The public Holiday Benefit can be:
- A paid day off within a month of the public holiday
- An additional day of annual leave
- A paid day off on that day
- An additional day’s pay
If an employer doers not nominate one of these options 21 days prior to the holiday, the employee automatically receives a paid day off on the public holiday.
- Where the public holiday falls on the day an employee is not normally working, or is not scheduled to work, employees are entitled to 1/5th of their actual weekly pay instead of the actual days leave.
- Where a public holiday falls on a Saturday or Sunday the public holiday remains on that day, i.e. it does not change to the following Monday. This occurs in 2009 as St Stephen’s Day (26th of December) falls on a Saturday. This means that Monday 28th of December 2009 is not a public holiday.
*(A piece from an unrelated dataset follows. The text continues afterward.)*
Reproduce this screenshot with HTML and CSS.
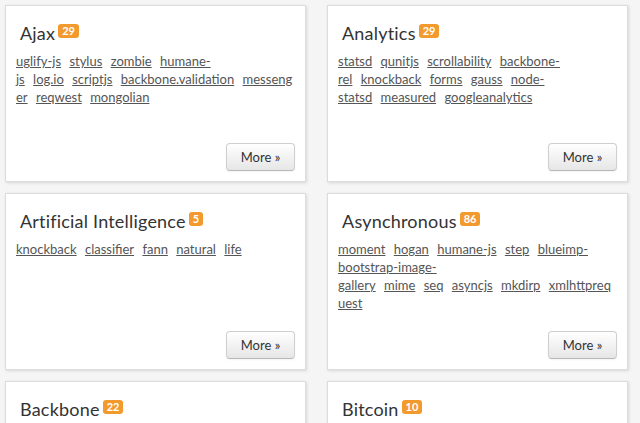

When this happens you are entitled to one of the normal public Holiday Benefits as listed above.
- Full time employees on sick leave during a public holiday, are entitlement to time off work for the public holiday missed. Part-time workers on sick leave during a public holiday, are entitled to time off work for the public holiday, provided you had worked at least 40 hours in the previous five-week period.
- Employees are not entitled to public holiday benefits if they have being on sick leave for more than 26 weeks, or for more than 52 weeks due to an occupational accident.
- Employees are entitled to leave for any public holidays that occur while on maternity leave, parental leave or adoptive leave.